▶ OBJECTIVE
Write out the records beneath this line exactly as they appear, minus any images.

▶ INPUT MATERIAL
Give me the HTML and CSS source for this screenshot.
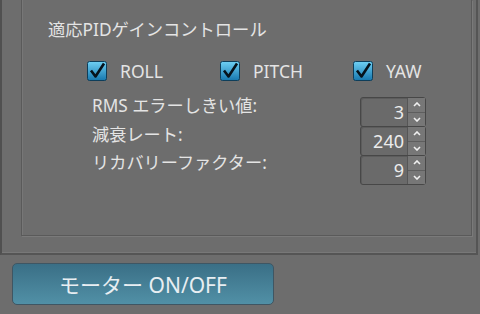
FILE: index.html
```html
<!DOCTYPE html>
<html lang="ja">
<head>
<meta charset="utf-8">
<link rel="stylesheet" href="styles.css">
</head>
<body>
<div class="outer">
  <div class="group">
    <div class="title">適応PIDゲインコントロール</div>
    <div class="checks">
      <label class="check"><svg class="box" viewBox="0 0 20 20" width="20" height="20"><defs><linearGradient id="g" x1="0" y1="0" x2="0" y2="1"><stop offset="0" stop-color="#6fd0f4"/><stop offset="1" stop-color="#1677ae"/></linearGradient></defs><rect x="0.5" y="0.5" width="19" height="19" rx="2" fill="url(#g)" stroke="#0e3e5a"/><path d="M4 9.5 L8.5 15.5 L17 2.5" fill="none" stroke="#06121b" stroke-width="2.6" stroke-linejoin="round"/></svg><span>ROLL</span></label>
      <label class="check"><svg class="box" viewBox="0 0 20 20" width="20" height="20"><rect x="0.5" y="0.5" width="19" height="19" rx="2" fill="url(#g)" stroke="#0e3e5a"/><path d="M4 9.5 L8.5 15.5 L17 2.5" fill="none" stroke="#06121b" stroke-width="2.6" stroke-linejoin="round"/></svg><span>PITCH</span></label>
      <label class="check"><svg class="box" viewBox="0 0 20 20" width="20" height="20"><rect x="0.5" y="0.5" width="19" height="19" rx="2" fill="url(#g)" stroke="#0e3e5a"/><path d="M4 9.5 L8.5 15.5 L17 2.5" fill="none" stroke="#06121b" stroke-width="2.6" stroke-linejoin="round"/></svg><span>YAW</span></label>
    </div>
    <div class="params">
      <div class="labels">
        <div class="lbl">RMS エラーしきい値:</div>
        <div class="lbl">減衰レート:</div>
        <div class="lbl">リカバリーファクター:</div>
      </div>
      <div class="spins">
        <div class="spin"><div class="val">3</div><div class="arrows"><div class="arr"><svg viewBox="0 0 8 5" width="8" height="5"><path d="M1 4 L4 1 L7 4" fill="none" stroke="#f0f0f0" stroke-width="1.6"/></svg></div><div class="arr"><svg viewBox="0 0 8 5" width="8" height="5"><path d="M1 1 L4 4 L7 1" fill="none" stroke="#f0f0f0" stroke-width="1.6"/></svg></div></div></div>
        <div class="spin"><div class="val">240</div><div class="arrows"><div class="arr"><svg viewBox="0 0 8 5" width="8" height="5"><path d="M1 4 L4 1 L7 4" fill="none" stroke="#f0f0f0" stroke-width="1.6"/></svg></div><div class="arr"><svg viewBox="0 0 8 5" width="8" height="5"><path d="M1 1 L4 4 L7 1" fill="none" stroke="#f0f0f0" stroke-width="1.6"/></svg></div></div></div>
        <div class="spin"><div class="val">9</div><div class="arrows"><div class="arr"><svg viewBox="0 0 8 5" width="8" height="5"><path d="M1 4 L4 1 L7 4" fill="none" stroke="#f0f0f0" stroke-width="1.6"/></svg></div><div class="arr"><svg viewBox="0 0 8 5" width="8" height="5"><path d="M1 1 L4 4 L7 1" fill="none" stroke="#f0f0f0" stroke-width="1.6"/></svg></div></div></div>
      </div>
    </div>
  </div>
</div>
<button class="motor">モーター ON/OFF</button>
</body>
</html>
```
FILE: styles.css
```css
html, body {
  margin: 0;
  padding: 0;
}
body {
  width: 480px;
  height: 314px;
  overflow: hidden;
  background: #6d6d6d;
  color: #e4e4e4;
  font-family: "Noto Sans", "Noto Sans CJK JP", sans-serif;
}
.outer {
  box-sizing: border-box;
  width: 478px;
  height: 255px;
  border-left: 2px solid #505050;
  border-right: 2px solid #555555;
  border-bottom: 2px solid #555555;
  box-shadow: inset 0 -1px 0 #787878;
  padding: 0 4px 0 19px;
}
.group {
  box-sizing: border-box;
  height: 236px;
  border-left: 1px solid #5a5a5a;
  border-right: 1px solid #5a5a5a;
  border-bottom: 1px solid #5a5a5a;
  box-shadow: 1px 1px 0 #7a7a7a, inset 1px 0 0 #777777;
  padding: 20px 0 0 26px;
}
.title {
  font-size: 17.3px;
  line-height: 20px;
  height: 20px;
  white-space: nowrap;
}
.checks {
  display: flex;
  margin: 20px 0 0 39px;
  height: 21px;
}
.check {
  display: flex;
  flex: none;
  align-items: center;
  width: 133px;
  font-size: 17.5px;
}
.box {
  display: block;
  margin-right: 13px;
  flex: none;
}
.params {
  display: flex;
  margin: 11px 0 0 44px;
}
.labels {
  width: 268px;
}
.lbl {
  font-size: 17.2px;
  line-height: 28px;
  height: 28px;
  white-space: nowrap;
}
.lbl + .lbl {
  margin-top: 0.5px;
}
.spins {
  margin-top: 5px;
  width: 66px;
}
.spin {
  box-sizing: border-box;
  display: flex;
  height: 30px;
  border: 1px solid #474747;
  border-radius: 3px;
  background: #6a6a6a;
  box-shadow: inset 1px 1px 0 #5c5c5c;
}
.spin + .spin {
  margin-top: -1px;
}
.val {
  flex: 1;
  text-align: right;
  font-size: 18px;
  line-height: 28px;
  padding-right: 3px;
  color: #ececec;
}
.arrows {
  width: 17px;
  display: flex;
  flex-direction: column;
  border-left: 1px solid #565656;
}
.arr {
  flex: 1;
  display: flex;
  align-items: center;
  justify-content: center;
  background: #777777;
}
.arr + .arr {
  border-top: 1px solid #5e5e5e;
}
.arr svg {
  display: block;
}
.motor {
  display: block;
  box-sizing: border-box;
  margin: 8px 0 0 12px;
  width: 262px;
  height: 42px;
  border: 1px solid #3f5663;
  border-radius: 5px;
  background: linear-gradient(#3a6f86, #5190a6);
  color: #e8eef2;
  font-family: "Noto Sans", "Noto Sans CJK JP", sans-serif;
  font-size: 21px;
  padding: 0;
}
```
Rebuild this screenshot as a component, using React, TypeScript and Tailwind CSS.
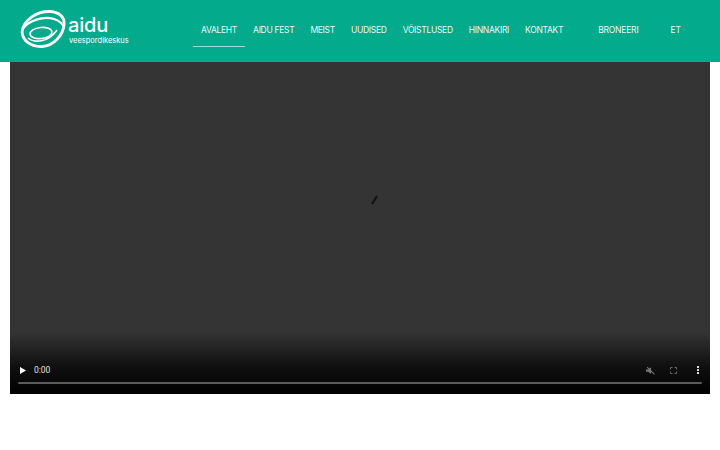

▶ SOLUTION TO THIS PROBLEM
Give me the HTML and CSS source for this screenshot.
FILE: index.html
```html
<!DOCTYPE html>
<html lang="ja">
<head>
<meta charset="utf-8">
<link rel="stylesheet" href="styles.css">
</head>
<body>
<div class="outer">
  <div class="group">
    <div class="title">適応PIDゲインコントロール</div>
    <div class="checks">
      <label class="check"><svg class="box" viewBox="0 0 20 20" width="20" height="20"><defs><linearGradient id="g" x1="0" y1="0" x2="0" y2="1"><stop offset="0" stop-color="#6fd0f4"/><stop offset="1" stop-color="#1677ae"/></linearGradient></defs><rect x="0.5" y="0.5" width="19" height="19" rx="2" fill="url(#g)" stroke="#0e3e5a"/><path d="M4 9.5 L8.5 15.5 L17 2.5" fill="none" stroke="#06121b" stroke-width="2.6" stroke-linejoin="round"/></svg><span>ROLL</span></label>
      <label class="check"><svg class="box" viewBox="0 0 20 20" width="20" height="20"><rect x="0.5" y="0.5" width="19" height="19" rx="2" fill="url(#g)" stroke="#0e3e5a"/><path d="M4 9.5 L8.5 15.5 L17 2.5" fill="none" stroke="#06121b" stroke-width="2.6" stroke-linejoin="round"/></svg><span>PITCH</span></label>
      <label class="check"><svg class="box" viewBox="0 0 20 20" width="20" height="20"><rect x="0.5" y="0.5" width="19" height="19" rx="2" fill="url(#g)" stroke="#0e3e5a"/><path d="M4 9.5 L8.5 15.5 L17 2.5" fill="none" stroke="#06121b" stroke-width="2.6" stroke-linejoin="round"/></svg><span>YAW</span></label>
    </div>
    <div class="params">
      <div class="labels">
        <div class="lbl">RMS エラーしきい値:</div>
        <div class="lbl">減衰レート:</div>
        <div class="lbl">リカバリーファクター:</div>
      </div>
      <div class="spins">
        <div class="spin"><div class="val">3</div><div class="arrows"><div class="arr"><svg viewBox="0 0 8 5" width="8" height="5"><path d="M1 4 L4 1 L7 4" fill="none" stroke="#f0f0f0" stroke-width="1.6"/></svg></div><div class="arr"><svg viewBox="0 0 8 5" width="8" height="5"><path d="M1 1 L4 4 L7 1" fill="none" stroke="#f0f0f0" stroke-width="1.6"/></svg></div></div></div>
        <div class="spin"><div class="val">240</div><div class="arrows"><div class="arr"><svg viewBox="0 0 8 5" width="8" height="5"><path d="M1 4 L4 1 L7 4" fill="none" stroke="#f0f0f0" stroke-width="1.6"/></svg></div><div class="arr"><svg viewBox="0 0 8 5" width="8" height="5"><path d="M1 1 L4 4 L7 1" fill="none" stroke="#f0f0f0" stroke-width="1.6"/></svg></div></div></div>
        <div class="spin"><div class="val">9</div><div class="arrows"><div class="arr"><svg viewBox="0 0 8 5" width="8" height="5"><path d="M1 4 L4 1 L7 4" fill="none" stroke="#f0f0f0" stroke-width="1.6"/></svg></div><div class="arr"><svg viewBox="0 0 8 5" width="8" height="5"><path d="M1 1 L4 4 L7 1" fill="none" stroke="#f0f0f0" stroke-width="1.6"/></svg></div></div></div>
      </div>
    </div>
  </div>
</div>
<button class="motor">モーター ON/OFF</button>
</body>
</html>
```
FILE: styles.css
```css
html, body {
  margin: 0;
  padding: 0;
}
body {
  width: 480px;
  height: 314px;
  overflow: hidden;
  background: #6d6d6d;
  color: #e4e4e4;
  font-family: "Noto Sans", "Noto Sans CJK JP", sans-serif;
}
.outer {
  box-sizing: border-box;
  width: 478px;
  height: 255px;
  border-left: 2px solid #505050;
  border-right: 2px solid #555555;
  border-bottom: 2px solid #555555;
  box-shadow: inset 0 -1px 0 #787878;
  padding: 0 4px 0 19px;
}
.group {
  box-sizing: border-box;
  height: 236px;
  border-left: 1px solid #5a5a5a;
  border-right: 1px solid #5a5a5a;
  border-bottom: 1px solid #5a5a5a;
  box-shadow: 1px 1px 0 #7a7a7a, inset 1px 0 0 #777777;
  padding: 20px 0 0 26px;
}
.title {
  font-size: 17.3px;
  line-height: 20px;
  height: 20px;
  white-space: nowrap;
}
.checks {
  display: flex;
  margin: 20px 0 0 39px;
  height: 21px;
}
.check {
  display: flex;
  flex: none;
  align-items: center;
  width: 133px;
  font-size: 17.5px;
}
.box {
  display: block;
  margin-right: 13px;
  flex: none;
}
.params {
  display: flex;
  margin: 11px 0 0 44px;
}
.labels {
  width: 268px;
}
.lbl {
  font-size: 17.2px;
  line-height: 28px;
  height: 28px;
  white-space: nowrap;
}
.lbl + .lbl {
  margin-top: 0.5px;
}
.spins {
  margin-top: 5px;
  width: 66px;
}
.spin {
  box-sizing: border-box;
  display: flex;
  height: 30px;
  border: 1px solid #474747;
  border-radius: 3px;
  background: #6a6a6a;
  box-shadow: inset 1px 1px 0 #5c5c5c;
}
.spin + .spin {
  margin-top: -1px;
}
.val {
  flex: 1;
  text-align: right;
  font-size: 18px;
  line-height: 28px;
  padding-right: 3px;
  color: #ececec;
}
.arrows {
  width: 17px;
  display: flex;
  flex-direction: column;
  border-left: 1px solid #565656;
}
.arr {
  flex: 1;
  display: flex;
  align-items: center;
  justify-content: center;
  background: #777777;
}
.arr + .arr {
  border-top: 1px solid #5e5e5e;
}
.arr svg {
  display: block;
}
.motor {
  display: block;
  box-sizing: border-box;
  margin: 8px 0 0 12px;
  width: 262px;
  height: 42px;
  border: 1px solid #3f5663;
  border-radius: 5px;
  background: linear-gradient(#3a6f86, #5190a6);
  color: #e8eef2;
  font-family: "Noto Sans", "Noto Sans CJK JP", sans-serif;
  font-size: 21px;
  padding: 0;
}
```
Rebuild this screenshot as a component, using React, TypeScript and Tailwind CSS.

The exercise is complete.